Why don't you read what I wrote again and then direct me to precisely where I stated anything implying that what I like to do is a good option for others. I didn't say any such thing and in articulating my post(s) I have been completely careful to suggest that what I stated I would do was purely subjective to me.

Frankly if the programming dissappears, I don't care what you or anyone else would do with your freed up time. You asked me specifically what I would do with my freed up time and I told you.

As to watching the commercials, good for you. Now crawl back into your hole.


----------



## ZeoTiVo (Jan 2, 2004)

bicker said:


> Cable channels face the same quandary. About 90% of what we watch is on either broadcast or cable channels. So, yup, it would be a bad thing if all that programming dried up and went away.


actually my thought was that things would evolve to a lineup of cable channels that touted their lineup of content as a way to get viewers to buy into whatever business model they came up with. Someone with a focus like ESPN, cartoon network or CNN is more likely to succeed vs the big 3 or 5 networks that have a more generalized makeup.

eg - we may see the model (d)evolve into more the idea of menu selections with fringe content having a hard time and eventually moving to the internet download model

the interesting thing is what will become fringe content? Silly sitcoms or cop shows or science fiction, etc.. ?


----------



## TiVo Troll (Mar 23, 2006)

MighTiVo said:


> I did not mean a generic term but TiVo specifically.
> 
> TiVo has never used automatic commercial advance even though it existed in VCRs for years prior to the introduction of the DVR. TiVo also supports the macrovision copy protections which block recording of a DVD, transferring files using MRV, and even keeping a program for more than a week (as evidenced by the bug that activated the feature). TiVo even hides the 30sec skip as a undocumented and unsupported feature that could easily just disappear!
> 
> TiVo has done a lot for us the consumer, but they still seem dangerously close to the content owners and seem to fear lawsuits more than customer dissatisfaction. I hope they don't lose sight of where they really owe their allegiance.


AFAIK, TiVo Inc. has never turned a profit. That's where they "owe their allegience".

Currently TiVo walks a thin line between program providers and viewers. Without profitability TiVo will undoubtedly be sold to a large electronic or media enterprise which will have little incentive to focus on further developing TiVo's unique features.


----------



## bicker (Nov 9, 2003)

BillyT2002 said:


> Why don't you read what I wrote again and then direct me to precisely where I stated anything implying that what I like to do is a good option for others.


I was just pointing out that people have different priorities, and the priorities of the general public are what matter rather than the priorities of individuals.



> Frankly if the programming dissappears, I don't care what you or anyone else would do with your freed up time.

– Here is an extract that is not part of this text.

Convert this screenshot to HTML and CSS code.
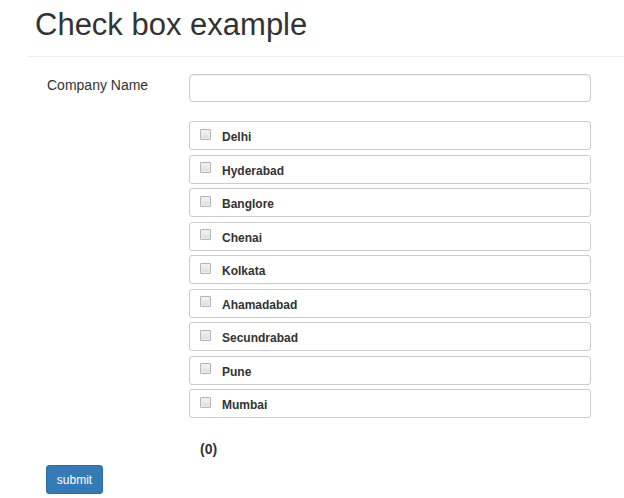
FILE: index.html
```html
<!DOCTYPE html>
<html lang="en">
<head>
    <meta charset="UTF-8">
    <title>Check box example</title>
    <link rel="stylesheet" href="styles.css">
</head>
<body>
    <h1 class="title">Check box example</h1>
    <div class="rule"></div>
    <form class="form">
        <div class="row">
            <label class="label">Company Name</label>
            <input class="text-input" type="text">
        </div>
        <div class="list">
            <label class="item"><input type="checkbox"><span>Delhi</span></label>
            <label class="item"><input type="checkbox"><span>Hyderabad</span></label>
            <label class="item"><input type="checkbox"><span>Banglore</span></label>
            <label class="item"><input type="checkbox"><span>Chenai</span></label>
            <label class="item"><input type="checkbox"><span>Kolkata</span></label>
            <label class="item"><input type="checkbox"><span>Ahamadabad</span></label>
            <label class="item"><input type="checkbox"><span>Secundrabad</span></label>
            <label class="item"><input type="checkbox"><span>Pune</span></label>
            <label class="item"><input type="checkbox"><span>Mumbai</span></label>
        </div>
        <p class="count">(0)</p>
        <button class="submit" type="button">submit</button>
    </form>
</body>
</html>
```

FILE: styles.css
```css
body{
    margin: 0;
    font-family: "Liberation Sans", Arial, sans-serif;
    color: #333;
    background-color: white;
}
.title{
    margin: 0;
    padding: 6px 0 0 35px;
    font-size: 31px;
    font-weight: normal;
    line-height: 38px;
}
.rule{
    margin: 12px 0 0 27px;
    border-top: 1px solid #eee;
}
.form{
    padding: 17px 0 0 46px;
}
.row{
    display: flex;
    align-items: center;
}
.label{
    width: 142px;
    font-size: 14px;
    margin-top: -6px;
    padding-left: 1px;
}
.text-input{
    box-sizing: border-box;
    width: 402px;
    height: 28px;
    margin: 0;
    border: 1px solid #ccc;
    border-radius: 4px;
    box-shadow: inset 0 1px 1px rgba(0,0,0,.075);
}
.list{
    display: flex;
    flex-direction: column;
    gap: 4.5px;
    margin: 19px 0 0 143px;
    width: 402px;
}
.item{
    box-sizing: border-box;
    display: flex;
    align-items: center;
    height: 29px;
    border: 1px solid #ccc;
    border-radius: 3px;
    font-size: 12px;
    font-weight: bold;
}
.item span{
    margin-top: 3px;
}
.item input{
    appearance: none;
    -webkit-appearance: none;
    box-sizing: border-box;
    width: 11px;
    height: 11px;
    margin: -3px 11px 0 10px;
    border: 1px solid #b5b5b5;
    border-radius: 1px;
    background: linear-gradient(#f4f4f4, #dcdcdc);
    box-shadow: inset 0 0 0 1px #eee;
}
.count{
    margin: 23px 0 0 154px;
    font-size: 14px;
    font-weight: bold;
    line-height: 16px;
}
.submit{
    display: block;
    margin-top: 8px;
    width: 57px;
    height: 29px;
    padding: 0;
    background-color: #337ab7;
    border: 1px solid #2e6da4;
    border-radius: 3px;
    color: white;
    font-family: "Liberation Sans", Arial, sans-serif;
    font-size: 12px;
}
```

You asked me specifically what I would do with my freed up time and I told you.


Frankly, I doubt you really think that was what I was even remotely interested in!


----------



## lessd (Jan 23, 2005)

What I want to know is if any of you people would pay to not have ads: something or someone has to support the Free TV programing, now, the people who can't afford or want a recorder type device are supporting us TiVo watchers. I give up 5 seconds on my cell phone for a ad so I don't have to pay a $1 for information (1-800-FREE411) but I don't need to use use it much. I would, if I had to, pay something a month to get ads out altogether from my TiVo and Cable HD-DVR. They could call it the Ad free TV package for $X/month.


----------



## Ruth (Jul 31, 2001)

I would happily pay _something_ for TV that came through with no commercials. Not sure what kind of price point I'd come in at, though. As long as my TiVos can skip the ads, it would be a pretty small number, since pressing ff a couple times per show is no big deal. If my TiVos couldn't skip commericals, then it would be a much bigger number. And count me in as one who thinks she would stop watching TV altogether rather than go back to watching commercials.


----------



## painkiller (Jun 23, 2005)

Free television. Hhhhmmmm.

Let's see if I remember this right.

Commercial advertisements on 'free televison' are supposed to help pay the costs of broadcasting (at least). Usually local channels to each one of us.

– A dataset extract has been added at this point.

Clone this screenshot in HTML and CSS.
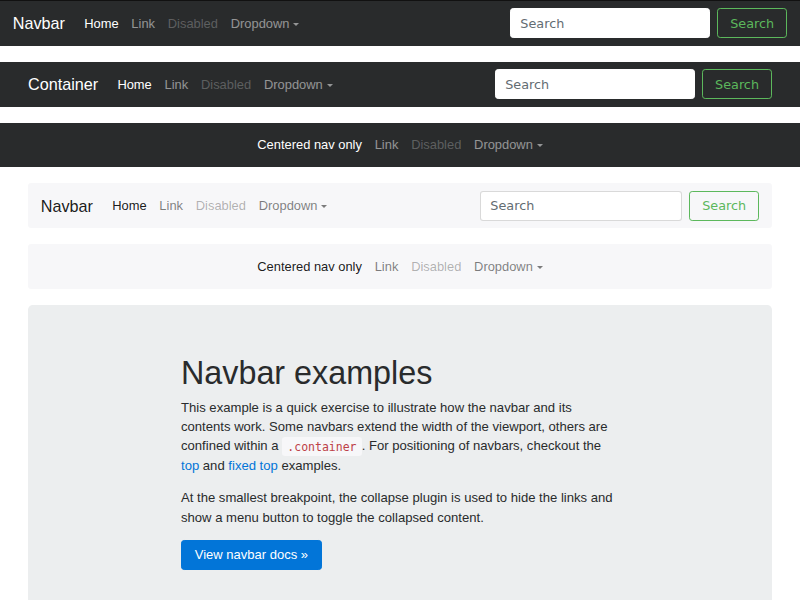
FILE: index.html
```html
<!DOCTYPE html>
<html>
<head>
<meta charset="utf-8">
<link rel="stylesheet" href="styles.css">
</head>
<body>
<div class="topline"></div>

<nav class="navbar dark">
  <a class="brand">Navbar</a>
  <ul class="nav">
    <li><a class="link active">Home</a></li>
    <li><a class="link">Link</a></li>
    <li><a class="link disabled">Disabled</a></li>
    <li><a class="link">Dropdown<span class="caret"></span></a></li>
  </ul>
  <form class="form">
    <input class="input" type="text" placeholder="Search">
    <button class="btn-outline" type="button">Search</button>
  </form>
</nav>

<nav class="navbar dark">
  <div class="inner">
    <a class="brand">Container</a>
    <ul class="nav">
      <li><a class="link active">Home</a></li>
      <li><a class="link">Link</a></li>
      <li><a class="link disabled">Disabled</a></li>
      <li><a class="link">Dropdown<span class="caret"></span></a></li>
    </ul>
    <form class="form">
      <input class="input" type="text" placeholder="Search">
      <button class="btn-outline" type="button">Search</button>
    </form>
  </div>
</nav>

<nav class="navbar dark centered">
  <ul class="nav">
    <li><a class="link active">Centered nav only</a></li>
    <li><a class="link">Link</a></li>
    <li><a class="link disabled">Disabled</a></li>
    <li><a class="link">Dropdown<span class="caret"></span></a></li>
  </ul>
</nav>

<div class="container">
  <nav class="navbar light rounded">
    <a class="brand">Navbar</a>
    <ul class="nav">
      <li><a class="link active">Home</a></li>
      <li><a class="link">Link</a></li>
      <li><a class="link disabled">Disabled</a></li>
      <li><a class="link">Dropdown<span class="caret"></span></a></li>
    </ul>
    <form class="form">
      <input class="input" type="text" placeholder="Search">
      <button class="btn-outline" type="button">Search</button>
    </form>
  </nav>

  <nav class="navbar light rounded centered">
    <ul class="nav">
      <li><a class="link active">Centered nav only</a></li>
      <li><a class="link">Link</a></li>
      <li><a class="link disabled">Disabled</a></li>
      <li><a class="link">Dropdown<span class="caret"></span></a></li>
    </ul>
  </nav>

  <div class="jumbotron">
    <div class="jumbo-col">
      <h1 class="title">Navbar examples</h1>
      <p class="lead">This example is a quick exercise to illustrate how the navbar and its contents work. Some navbars extend the width of the viewport, others are confined within a <code class="code">.container</code>. For positioning of navbars, checkout the <a class="text-link">top</a> and <a class="text-link">fixed top</a> examples.</p>
      <p class="lead">At the smallest breakpoint, the collapse plugin is used to hide the links and show a menu button to toggle the collapsed content.</p>
      <a class="btn-primary">View navbar docs &raquo;</a>
    </div>
  </div>
</div>
</body>
</html>
```

FILE: styles.css
```css
html, body {
  margin: 0;
  padding: 0;
}
body {
  font-family: "Liberation Sans", Arial, sans-serif;
  font-size: 13px;
  line-height: 19.2px;
  color: #292b2c;
  background: #fff;
  overflow: hidden;
  height: 600px;
}
.topline {
  height: 1px;
  background: #111;
}
.navbar {
  display: flex;
  align-items: center;
  height: 44.8px;
  padding: 0 12.8px;
  margin-bottom: 16px;
  box-sizing: border-box;
}
.inner {
  display: flex;
  align-items: center;
  width: 100%;
  padding: 0 15.2px;
}
.dark {
  background: #292b2c;
}
.light {
  background: #f7f7f9;
}
.rounded {
  border-radius: 3.2px;
}
.centered {
  justify-content: center;
}
.brand {
  font-size: 16.2px;
  line-height: 24px;
  margin-right: 12.8px;
  white-space: nowrap;
}
.dark .brand { color: #fff; }
.light .brand { color: rgba(0,0,0,.9); }
.nav {
  display: flex;
  list-style: none;
  margin: 0;
  padding: 0;
}
.link {
  display: block;
  padding: 6.4px;
  font-size: 12.9px;
  line-height: 19.2px;
  white-space: nowrap;
}
.dark .link { color: rgba(255,255,255,.5); }
.dark .link.active { color: #fff; }
.dark .link.disabled { color: rgba(255,255,255,.25); }
.light .link { color: rgba(0,0,0,.5); }
.light .link.active { color: rgba(0,0,0,.9); }
.light .link.disabled { color: rgba(0,0,0,.3); }
.caret {
  display: inline-block;
  width: 0;
  height: 0;
  margin-left: 3.84px;
  vertical-align: middle;
  border-top: 3.84px solid;
  border-left: 3.84px solid transparent;
  border-right: 3.84px solid transparent;
}
.form {
  display: flex;
  align-items: center;
  margin: 0 0 0 auto;
}
.input {
  width: 200px;
  height: 30px;
  box-sizing: border-box;
  padding: 0 9.6px;
  font-family: "DejaVu Sans", sans-serif;
  font-size: 12.8px;
  color: #464a4c;
  background: #fff;
  border: 1px solid rgba(0,0,0,.15);
  border-radius: 3.2px;
  margin-right: 7.5px;
  outline: none;
}
.light .input {
  width: 202px;
}
.dark .input {
  border-color: #fff;
}
.input::placeholder {
  color: #636c72;
  opacity: 1;
}
.btn-outline {
  height: 30px;
  box-sizing: border-box;
  padding: 0 12px;
  font-family: "DejaVu Sans", sans-serif;
  font-size: 12.8px;
  color: #5cb85c;
  background: transparent;
  border: 1px solid #5cb85c;
  border-radius: 3.2px;
}
.container {
  margin: 0 28px;
}
.jumbotron {
  background: #eceeef;
  border-radius: 4.8px;
  padding: 51.2px 0 60px;
}
.jumbo-col {
  width: 438px;
  margin: 0 auto;
}
.title {
  font-size: 32.3px;
  font-weight: normal;
  line-height: 35.2px;
  margin: 0 0 6.4px;
  color: #292b2c;
}
.lead {
  font-size: 13.1px;
  margin: 0 0 12.8px;
}
.code {
  font-family: "DejaVu Sans Mono", monospace;
  font-size: 11.5px;
  color: #bd4147;
  background: #f7f7f9;
  padding: 2.56px 5.12px;
  border-radius: 3.2px;
}
.text-link {
  color: #0275d8;
}
.btn-primary {
  display: inline-block;
  box-sizing: border-box;
  height: 30.8px;
  padding: 6.4px 12.8px;
  line-height: 16px;
  border: 1px solid #0275d8;
  background: #0275d8;
  color: #fff;
  border-radius: 3.2px;
  font-size: 13px;
}
```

Subscribing to cable/satellite still includes a host of more channels that have commercials within their programs - except for those 'premium' channels that we already pay extra for.

So what are we already paying for - if the basic subscription set still includes commercials that fund those particuilar stations? Are we just paying down the cost for the satellite downlink??

Why should we pay more to not get commercials? We have bottomless wallets?
I doubt it would ever happen.


----------



## BillyT2002 (Oct 19, 2002)

painkiller said:


> Free television. Hhhhmmmm.
> 
> Let's see if I remember this right.
> 
> ...


The real problem is that let's say they allowed us to pay more not receive advertising. (I'd jump at that too for the shows I wanted to watch). It would only be a matter of time before everyone forgot why they were paying extra and some scumbag advertising executive would get the notion to start showing commercials again and not remove the fee people are currently paying to not see the advertising in the first place. Look at the movie theater industry. You pay $10.00 to get in and watch a movie and you sit through twenty minutes of advertising nevertheless. It's stupid and frankly I don't understand why anyone goes to the movies anymore.


----------



## BillyT2002 (Oct 19, 2002)

bicker said:


> I was just pointing out that people have different priorities, and the priorities of the general public are what matter rather than the priorities of individuals.
> 
> Frankly, I doubt you really think that was what I was even remotely interested in!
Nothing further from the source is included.